Recorded information
○ ○ ○ ○
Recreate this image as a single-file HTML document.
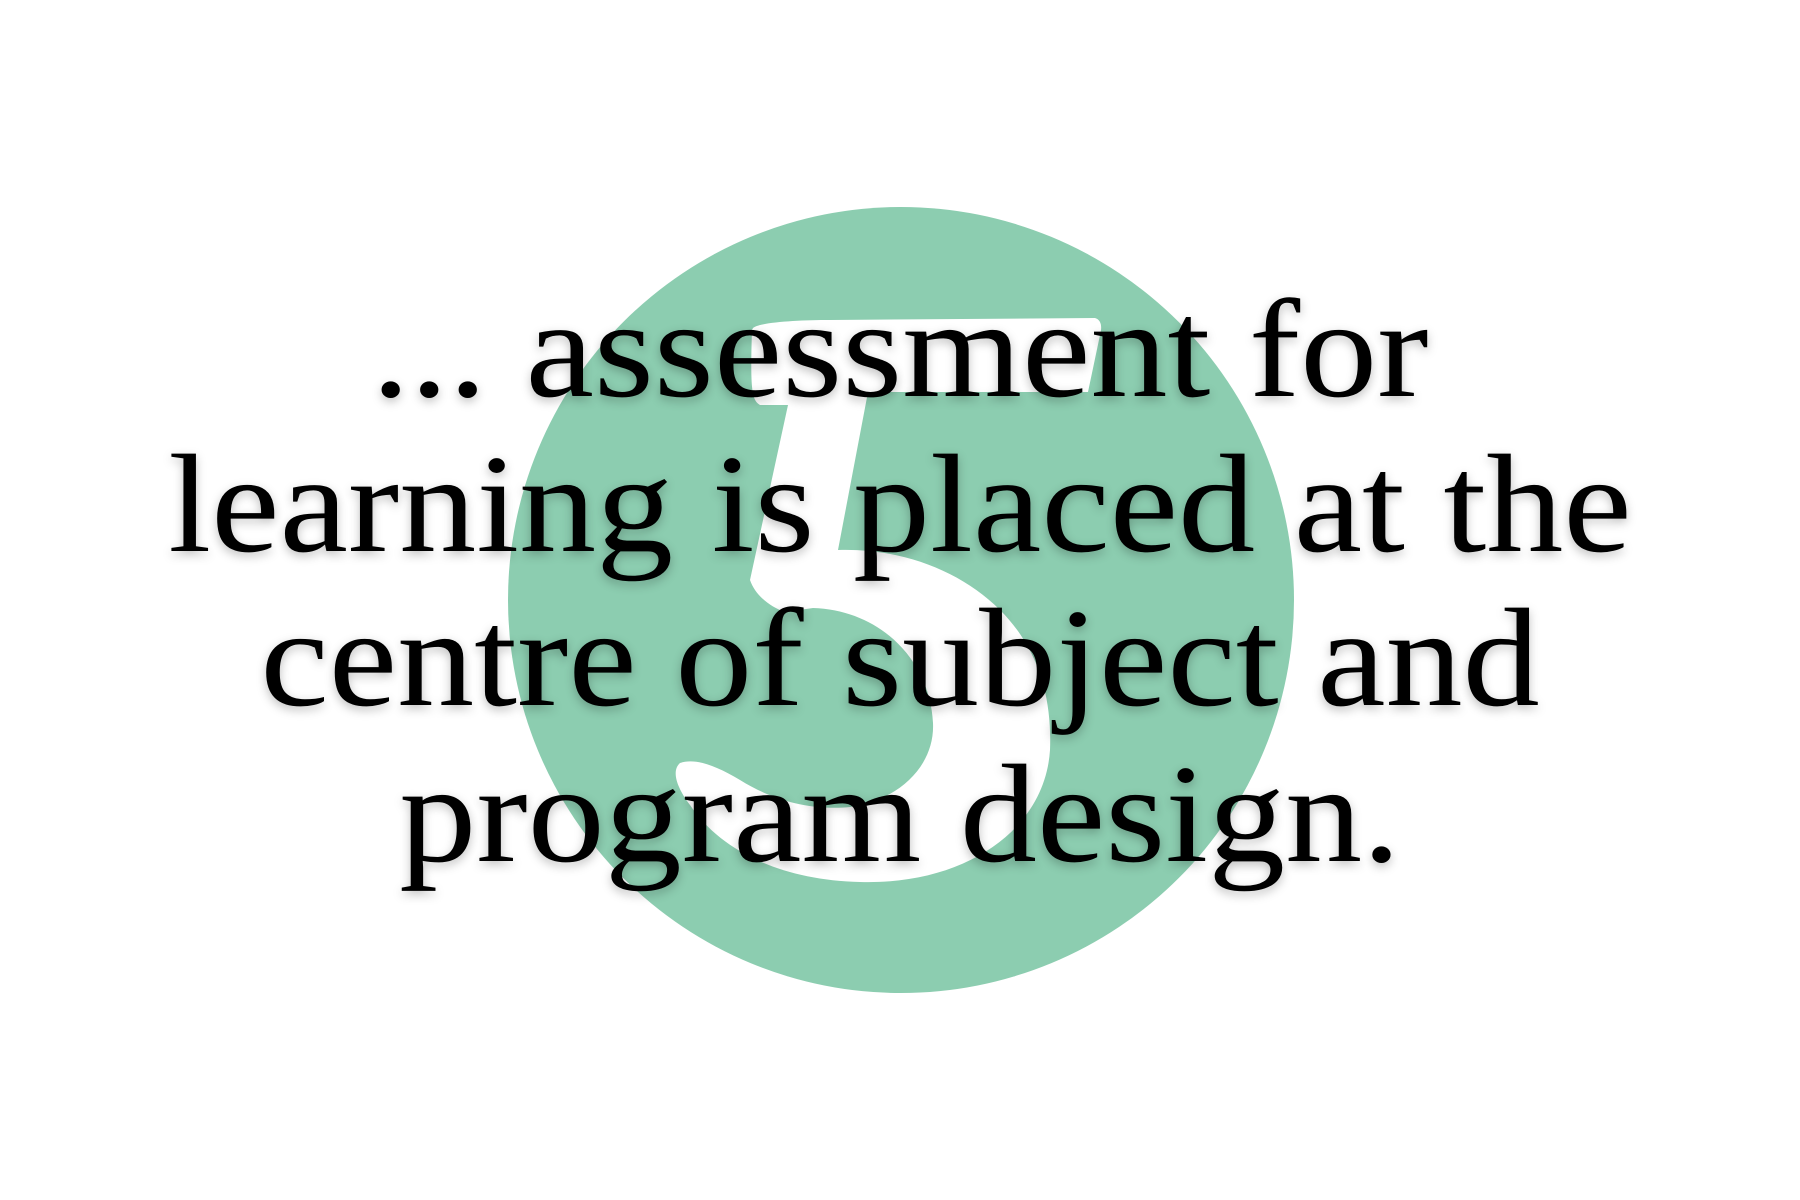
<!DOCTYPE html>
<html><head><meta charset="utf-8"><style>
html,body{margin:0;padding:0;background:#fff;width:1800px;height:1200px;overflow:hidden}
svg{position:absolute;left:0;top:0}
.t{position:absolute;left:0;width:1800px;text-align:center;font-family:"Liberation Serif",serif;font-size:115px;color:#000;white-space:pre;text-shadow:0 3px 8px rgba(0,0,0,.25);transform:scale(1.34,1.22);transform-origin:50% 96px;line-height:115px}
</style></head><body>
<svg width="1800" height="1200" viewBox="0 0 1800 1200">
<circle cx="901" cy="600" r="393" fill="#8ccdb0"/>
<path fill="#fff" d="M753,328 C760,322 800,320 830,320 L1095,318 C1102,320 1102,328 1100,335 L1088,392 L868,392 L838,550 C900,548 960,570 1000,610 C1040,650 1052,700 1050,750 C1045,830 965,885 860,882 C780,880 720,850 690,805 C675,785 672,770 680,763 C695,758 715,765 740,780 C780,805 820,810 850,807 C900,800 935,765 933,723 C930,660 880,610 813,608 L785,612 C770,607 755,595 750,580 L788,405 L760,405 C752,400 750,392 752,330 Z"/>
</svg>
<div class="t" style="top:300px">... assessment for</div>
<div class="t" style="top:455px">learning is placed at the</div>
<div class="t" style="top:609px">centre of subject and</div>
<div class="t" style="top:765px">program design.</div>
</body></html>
○ ○ ○ ○
What is needed
Copy each line in full and exactly, omitting any picture.

Exercise solution
Recreate this image as a single-file HTML document.
<!DOCTYPE html>
<html><head><meta charset="utf-8"><style>
html,body{margin:0;padding:0;background:#fff;width:1800px;height:1200px;overflow:hidden}
svg{position:absolute;left:0;top:0}
.t{position:absolute;left:0;width:1800px;text-align:center;font-family:"Liberation Serif",serif;font-size:115px;color:#000;white-space:pre;text-shadow:0 3px 8px rgba(0,0,0,.25);transform:scale(1.34,1.22);transform-origin:50% 96px;line-height:115px}
</style></head><body>
<svg width="1800" height="1200" viewBox="0 0 1800 1200">
<circle cx="901" cy="600" r="393" fill="#8ccdb0"/>
<path fill="#fff" d="M753,328 C760,322 800,320 830,320 L1095,318 C1102,320 1102,328 1100,335 L1088,392 L868,392 L838,550 C900,548 960,570 1000,610 C1040,650 1052,700 1050,750 C1045,830 965,885 860,882 C780,880 720,850 690,805 C675,785 672,770 680,763 C695,758 715,765 740,780 C780,805 820,810 850,807 C900,800 935,765 933,723 C930,660 880,610 813,608 L785,612 C770,607 755,595 750,580 L788,405 L760,405 C752,400 750,392 752,330 Z"/>
</svg>
<div class="t" style="top:300px">... assessment for</div>
<div class="t" style="top:455px">learning is placed at the</div>
<div class="t" style="top:609px">centre of subject and</div>
<div class="t" style="top:765px">program design.</div>
</body></html>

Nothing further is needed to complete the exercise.